Begin
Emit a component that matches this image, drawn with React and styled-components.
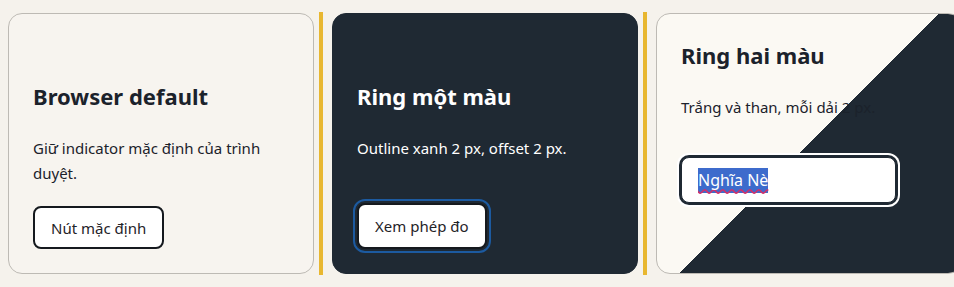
import styled, { createGlobalStyle } from "styled-components";

const GlobalStyle = createGlobalStyle`
  html, body {
    margin: 0;
    padding: 0;
    background: #f5f2ec;
    overflow: hidden;
  }
  body {
    font-family: "Noto Sans", "Open Sans", sans-serif;
    color: #1b222b;
  }
`;

const Page = styled.div`
  width: 954px;
  height: 287px;
  overflow: hidden;
  padding: 13px 0 0 8px;
  box-sizing: border-box;
`;

const Row = styled.div`
  display: flex;
  align-items: stretch;
  height: 261px;
`;

const Divider = styled.div`
  flex: 0 0 4px;
  margin: -1px 9px -1px 5px;
  background: #e8b730;
`;

const Card = styled.section`
  flex: 0 0 306px;
  box-sizing: border-box;
  display: flex;
  flex-direction: column;
  align-items: flex-start;
  padding: ${(p) => p.$top}px 24px 24px;
  border-radius: 14px;
  border: 1px solid ${(p) => (p.$tone === "dark" ? "#1f2933" : "#bdbab4")};
  background: ${(p) =>
    p.$tone === "dark"
      ? "#1f2933"
      : p.$tone === "split"
      ? "linear-gradient(135deg, #fbf9f3 50%, #1f2933 50%)"
      : "#f7f4ef"};
  color: ${(p) => (p.$tone === "dark" ? "#ffffff" : "#1b222b")};
`;

const Title = styled.h2`
  margin: 0 0 25px;
  font-size: 22px;
  line-height: 29px;
  font-weight: 700;
  color: inherit;
`;

const Desc = styled.p`
  margin: 0 0 20px;
  font-size: 15px;
  line-height: 25px;
  color: inherit;
`;

const Button = styled.button`
  margin-top: auto;
  height: 46px;
  padding: 0 16px;
  box-sizing: border-box;
  background: #ffffff;
  border: 2px solid #15191e;
  border-radius: 8px;
  font-family: inherit;
  font-size: 15px;
  color: #1f2328;
  cursor: pointer;
  outline: ${(p) => (p.$ring ? "2px solid #1c5aa0" : "none")};
  outline-offset: 2px;
`;

const Field = styled.div`
  margin-top: 17px;
  width: 215px;
  height: 46px;
  box-sizing: border-box;
  display: flex;
  align-items: center;
  padding: 0 16px;
  background: #ffffff;
  border: 1px solid #1f2933;
  border-radius: 8px;
  box-shadow: 0 0 0 2px #1f2933, 0 0 0 4px #ffffff;
  font-size: 16px;
`;

const Selected = styled.span`
  background: #3d6bcc;
  color: #ffffff;
  line-height: 25px;
  text-decoration: underline wavy #d0306a;
  text-decoration-skip-ink: none;
  text-underline-offset: 3px;
`;

export default function App() {
  return (
    <>
      <GlobalStyle />
      <Page>
        <Row>
          <Card $top={68}>
            <Title>Browser default</Title>
            <Desc>Giữ indicator mặc định của trình duyệt.</Desc>
            <Button>Nút mặc định</Button>
          </Card>
          <Divider />
          <Card $top={68} $tone="dark">
            <Title>Ring một màu</Title>
            <Desc>Outline xanh 2 px, offset 2 px.</Desc>
            <Button $ring>Xem phép đo</Button>
          </Card>
          <Divider />
          <Card $top={27} $tone="split">
            <Title>Ring hai màu</Title>
            <Desc>Trắng và than, mỗi dải 2 px.</Desc>
            <Field>
              <Selected>Nghĩa Nè</Selected>
            </Field>
          </Card>
        </Row>
      </Page>
    </>
  );
}
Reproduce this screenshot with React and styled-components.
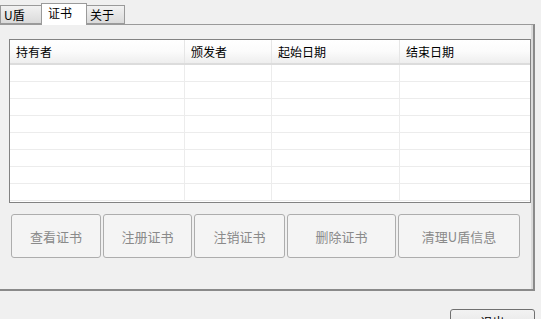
import React from "react";
import styled, { createGlobalStyle } from "styled-components";

const GlobalStyle = createGlobalStyle`
  html, body {
    margin: 0;
    padding: 0;
    background: #f0f0f0;
  }
  body {
    font-family: "Noto Sans CJK SC", "Liberation Sans", sans-serif;
    font-size: 12px;
  }
`;

const Window = styled.div`
  width: 541px;
  height: 319px;
  background: #f0f0f0;
  overflow: hidden;
  position: relative;
`;

const TabBar = styled.div`
  display: flex;
  align-items: flex-end;
  height: 24px;
`;

const Tab = styled.div`
  box-sizing: border-box;
  width: ${(p) => p.width}px;
  height: ${(p) => (p.active ? 22 : 19)}px;
  margin-bottom: ${(p) => (p.active ? -1 : 0)}px;
  padding-left: ${(p) => (p.active ? 6 : 3)}px;
  border: 1px solid #9a9a9a;
  border-bottom: ${(p) => (p.active ? "none" : "1px solid #9a9a9a")};
  background: ${(p) =>
    p.active ? "#ffffff" : "linear-gradient(#f2f2f2, #dadada)"};
  color: #000;
  font-size: 12px;
  line-height: 17px;
  position: relative;
  z-index: ${(p) => (p.active ? 2 : 1)};
  margin-right: -1px;
`;

const Pane = styled.div`
  box-sizing: border-box;
  width: 535px;
  height: 267px;
  border-top: 1px solid #9a9a9a;
  border-right: 2px solid #8a8a8a;
  border-bottom: 2px solid #8a8a8a;
  box-shadow: inset -2px 0 0 #dadada;
  padding: 14px 0 0 9px;
  display: flex;
  flex-direction: column;
`;

const ListBox = styled.div`
  box-sizing: border-box;
  width: 522px;
  height: 164px;
  border: 1px solid #828282;
  background: #fff;
  overflow: hidden;
`;

const Header = styled.div`
  display: flex;
  height: 25px;
  box-sizing: border-box;
  background: linear-gradient(#ffffff 0%, #fbfbfb 50%, #eeeeee 100%);
  border-bottom: 2px solid #dcdcdc;
`;

const HeadCell = styled.div`
  box-sizing: border-box;
  width: ${(p) => p.width}px;
  flex: ${(p) => (p.width ? "none" : 1)};
  padding-left: 6px;
  line-height: 23px;
  color: #000;
  border-right: ${(p) => (p.last ? "none" : "1px solid #e6e6e6")};
`;

const Row = styled.div`
  display: flex;
  height: 17px;
  box-sizing: border-box;
  border-bottom: 1px solid #ececec;
`;

const Cell = styled.div`
  box-sizing: border-box;
  width: ${(p) => p.width}px;
  flex: ${(p) => (p.width ? "none" : 1)};
  border-right: ${(p) => (p.last ? "none" : "1px solid #ececec")};
`;

const ButtonRow = styled.div`
  display: flex;
  gap: 2px;
  margin-top: 11px;
  margin-left: 2px;
`;

const ActionButton = styled.button`
  box-sizing: border-box;
  width: ${(p) => p.width}px;
  height: 44px;
  border: 1px solid #adadad;
  border-radius: 3px;
  background: #f4f4f4;
  color: #8a8a8a;
  font-family: "Noto Sans CJK SC", sans-serif;
  font-size: 13px;
  padding: 0;
`;

const Footer = styled.div`
  display: flex;
  justify-content: flex-end;
  padding: 18px 6px 0 0;
`;

const ExitButton = styled.button`
  box-sizing: border-box;
  width: 85px;
  height: 24px;
  border: 1px solid #707070;
  border-radius: 3px;
  background: linear-gradient(#f2f2f2, #e4e4e4);
  color: #000;
  font-family: "Noto Sans CJK SC", sans-serif;
  font-size: 12px;
  padding: 0;
`;

const columns = [
  { title: "持有者", width: 175 },
  { title: "颁发者", width: 87 },
  { title: "起始日期", width: 128 },
  { title: "结束日期" },
];

const buttons = [
  { label: "查看证书", width: 90 },
  { label: "注册证书", width: 89 },
  { label: "注销证书", width: 91 },
  { label: "删除证书", width: 109 },
  { label: "清理U盾信息", width: 122 },
];

const App = () => {
  return (
    <Window>
      <GlobalStyle />
      <TabBar>
        <Tab width={42}>U盾</Tab>
        <Tab width={46} active>
          证书
        </Tab>
        <Tab width={39}>关于</Tab>
      </TabBar>
      <Pane>
        <ListBox>
          <Header>
            {columns.map((c, i) => (
              <HeadCell key={c.title} width={c.width} last={i === 3}>
                {c.title}
              </HeadCell>
            ))}
          </Header>
          {Array.from({ length: 8 }).map((_, r) => (
            <Row key={r}>
              {columns.map((c, i) => (
                <Cell key={i} width={c.width} last={i === 3} />
              ))}
            </Row>
          ))}
        </ListBox>
        <ButtonRow>
          {buttons.map((b) => (
            <ActionButton key={b.label} width={b.width} disabled>
              {b.label}
            </ActionButton>
          ))}
        </ButtonRow>
      </Pane>
      <Footer>
        <ExitButton>退出</ExitButton>
      </Footer>
    </Window>
  );
};

export default App;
End
__WHAT YOU SHOULD DO__
Above are the records. Identify each line that contains the word "with".

__FINAL RESULT__
Emit a component that matches this image, drawn with React and styled-components.
Reproduce this screenshot with React and styled-components.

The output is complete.